I’ve been playing competitive sports since I was nine. From St. Clair, Mo. little league to Lonedell Bobcat basketball, Seckman HS hoops, CYC hoops, flag football, T-Bartels slow pitch, and to this day on a men’s rec league basketball team called Charlie’s Mangels. And I, in over 25 years of competitive sports, have talked a lot of trash. I’ve yelled sentences at complete strangers on the basketball court that would make a south city bartender blush. I have had things screamed at me that would have had men flogged in the middle ages. But I have never, never, heard the smack talk to beat all smack talk… “Who does your laundry???!!! NO ONE!!!”
Skipper, Mike, Mr. Matheny, we have had our differences over the past half-decade or so.
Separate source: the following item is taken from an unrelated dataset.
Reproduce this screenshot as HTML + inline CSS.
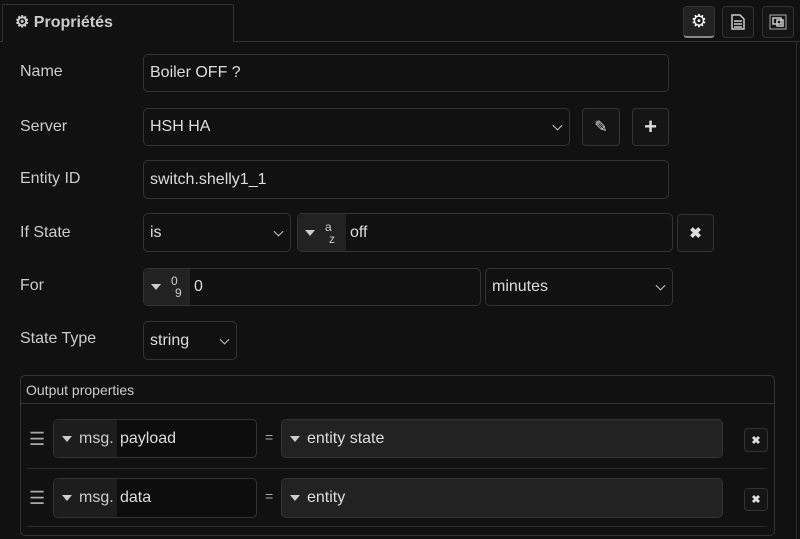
<!DOCTYPE html><html><head><style>
*{box-sizing:border-box}
body{margin:0;width:800px;height:539px;background:#111;font-family:"Liberation Sans",sans-serif;color:#ccc;position:relative;overflow:hidden}
.a{position:absolute}
.in{position:absolute;border:1px solid #333;border-radius:5px;background:#111;font-size:16px;color:#ddd;padding-left:6px;display:flex;align-items:center}
.lbl{position:absolute;left:20px;font-size:16px;color:#ccc}
.chev{position:absolute;right:8px;top:50%;width:7px;height:7px;border-right:1.5px solid #ccc;border-bottom:1.5px solid #ccc;transform:translateY(-70%) rotate(45deg)}
.btn{position:absolute;border:1px solid #333;border-radius:4px;background:#151515;display:flex;align-items:center;justify-content:center;color:#ddd}
.tb{position:absolute;top:0;bottom:0;left:0;background:#222;border-radius:5px 0 0 5px;display:flex;align-items:center;font-size:16px;color:#ccc}
.tri{width:0;height:0;border-left:5px solid transparent;border-right:5px solid transparent;border-top:6px solid #ccc;display:inline-block}
.x{font-weight:bold;font-size:15px}
</style></head><body>
<div class="a" style="left:0;top:41px;width:800px;height:1px;background:#333"></div>
<div class="a" style="left:796px;top:41px;width:1px;height:498px;background:#2a2a2a"></div>
<div class="a" style="left:2px;top:4px;width:232px;height:38px;border:1px solid #333;border-bottom:none;background:#111;border-radius:2px 2px 0 0"></div>
<div class="a" style="left:15px;top:12px;font-size:16px;font-weight:bold;color:#ccc">⚙ Propriétés</div>
<div class="btn" style="left:683px;top:6px;width:32px;height:32px;background:#222;border-bottom:2px solid #888;font-size:18px;color:#fff">⚙</div>
<div class="btn" style="left:722px;top:6px;width:32px;height:32px"><svg width="14" height="16"><path d="M1 1h8l4 4v10H1z M3 7h8M3 10h8M3 13h8" fill="none" stroke="#ccc" stroke-width="1.5"/></svg></div>
<div class="btn" style="left:762px;top:6px;width:32px;height:32px"><svg width="18" height="16"><rect x="1" y="1" width="16" height="14" fill="none" stroke="#aaa"/><rect x="4" y="4" width="8" height="6" fill="none" stroke="#ccc" stroke-width="1.5"/><rect x="8" y="6" width="6" height="6" fill="none" stroke="#ccc" stroke-width="1.5"/></svg></div>

<div class="lbl" style="top:63px">Name</div>
<div class="in" style="left:143px;top:54px;width:526px;height:38px">Boiler OFF ?</div>

<div class="lbl" style="top:118px">Server</div>
<div class="in" style="left:143px;top:108px;width:427px;height:38px">HSH HA<span class="chev"></span></div>
<div class="btn" style="left:582px;top:108px;width:38px;height:38px;font-size:16px">✎</div>
<div class="btn" style="left:632px;top:108px;width:37px;height:38px;font-size:22px;font-weight:bold">+</div>

<div class="lbl" style="top:170px">Entity ID</div>
<div class="in" style="left:143px;top:160px;width:526px;height:39px">switch.shelly1_1</div>

<div class="lbl" style="top:224px">If State</div>
<div class="in" style="left:143px;top:213px;width:148px;height:39px">is<span class="chev"></span></div>
<div class="in" style="left:297px;top:213px;width:376px;height:39px;padding-left:52px">off<div class="tb" style="width:48px;padding-left:7px"><span class="tri"></span><span style="font-size:12px;margin-left:10px;line-height:1">a<br><span style="margin-left:4px">z</span></span></div></div>
<div class="btn x" style="left:677px;top:214px;width:37px;height:38px">✖</div>

<div class="lbl" style="top:277px">For</div>
<div class="in" style="left:143px;top:268px;width:338px;height:38px;padding-left:50px">0<div class="tb" style="width:46px;padding-left:7px"><span class="tri"></span><span style="font-size:12px;margin-left:10px;line-height:1">0<br><span style="margin-left:4px">9</span></span></div></div>
<div class="in" style="left:485px;top:268px;width:188px;height:38px">minutes<span class="chev"></span></div>

<div class="lbl" style="top:330px">State Type</div>
<div class="in" style="left:143px;top:321px;width:94px;height:39px">string<span class="chev"></span></div>

<div class="a" style="left:20px;top:375px;width:755px;height:161px;border:1px solid #333;border-radius:5px"></div>
<div class="a" style="left:26px;top:382px;font-size:14px;color:#ccc">Output properties</div>
<div class="a" style="left:21px;top:403px;width:753px;height:1px;background:#333"></div>
<div class="a" style="left:27px;top:468px;width:740px;height:1px;background:#2c2c2c"></div>
<div class="a" style="left:27px;top:526px;width:740px;height:1px;background:#2c2c2c"></div>

<div class="a" style="left:29px;top:429px;font-size:18px;color:#aaa">☰</div>
<div class="in" style="left:53px;top:419px;width:204px;height:39px;padding-left:66px;background:#0d0d0d">payload<div class="tb" style="width:63px;padding-left:8px;background:#1d1d1d"><span class="tri"></span><span style="margin-left:7px">msg.</span></div></div>
<div class="a" style="left:265px;top:429px;font-size:14px;color:#aaa">=</div>
<div class="in" style="left:281px;top:419px;width:442px;height:39px;background:#222;padding-left:8px"><span class="tri"></span><span style="margin-left:7px">entity state</span></div>
<div class="btn" style="left:744px;top:428px;width:24px;height:24px;font-size:11px;font-weight:bold">✖</div>

<div class="a" style="left:29px;top:488px;font-size:18px;color:#aaa">☰</div>
<div class="in" style="left:53px;top:478px;width:204px;height:40px;padding-left:66px;background:#0d0d0d">data<div class="tb" style="width:63px;padding-left:8px;background:#1d1d1d"><span class="tri"></span><span style="margin-left:7px">msg.</span></div></div>
<div class="a" style="left:265px;top:488px;font-size:14px;color:#aaa">=</div>
<div class="in" style="left:281px;top:478px;width:442px;height:40px;background:#222;padding-left:8px"><span class="tri"></span><span style="margin-left:7px">entity</span></div>
<div class="btn" style="left:744px;top:488px;width:24px;height:23px;font-size:11px;font-weight:bold">✖</div>
</body></html>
But, for one fleeting minute last night, you were my guy. I swear to the old gods and the new that Matheny yelled, “Who does your laundry???!!! No one!!” (Please tell me if I’m wrong, Google the video now. I had the audio cranked in my ear buds)
I don’t know what that means, but it is amazing. It’s also amazing that the broadcast team at Fox Sports knew that the Redbirds have the only manager in the bigs that you can leave a hot mic open on when he is screaming. But, back to the point. What does it even mean? This may be the first time in the history of the English language that one grown man screamed at another grown man, “Who does your laundry???!!! No one!!!”
So, here are four theories as to the mystery that is, “Who does your laundry?”
1. Matheny is leaving Boston and wants some info: In the umps defense, his uniform was sharp last night. So, Mike, our fearless leader, had just gotten tossed and needed some actionable knowledge to leave this encounter with. These men all crisscross the country for 6-8 months a year and a good dry cleaner is as precious as dragon glass.
2. He forgot how words work: If there are two things I understand above all else, it’s words and rage. And ohh the beautiful tapestry of language and fury I can weave once the dormant beast at the bottom of my soul is brought forth. (This usually occurs when A. I drop something B. I pour a bowl of cereal only to find there is no milk C. every time Ray Lankford isn’t mentioned directly after Ken Griffey Jr.) The skipper may have the opposite reaction. We’ve all seen this, like when your mom or grandma gets mad at you and lists off 5 names before landing on yours. A typical calm and collected Matheny would have formed a cogent sentence, but incensed Mike Matheny has the vocabulary of a drunk Incredible Hulk?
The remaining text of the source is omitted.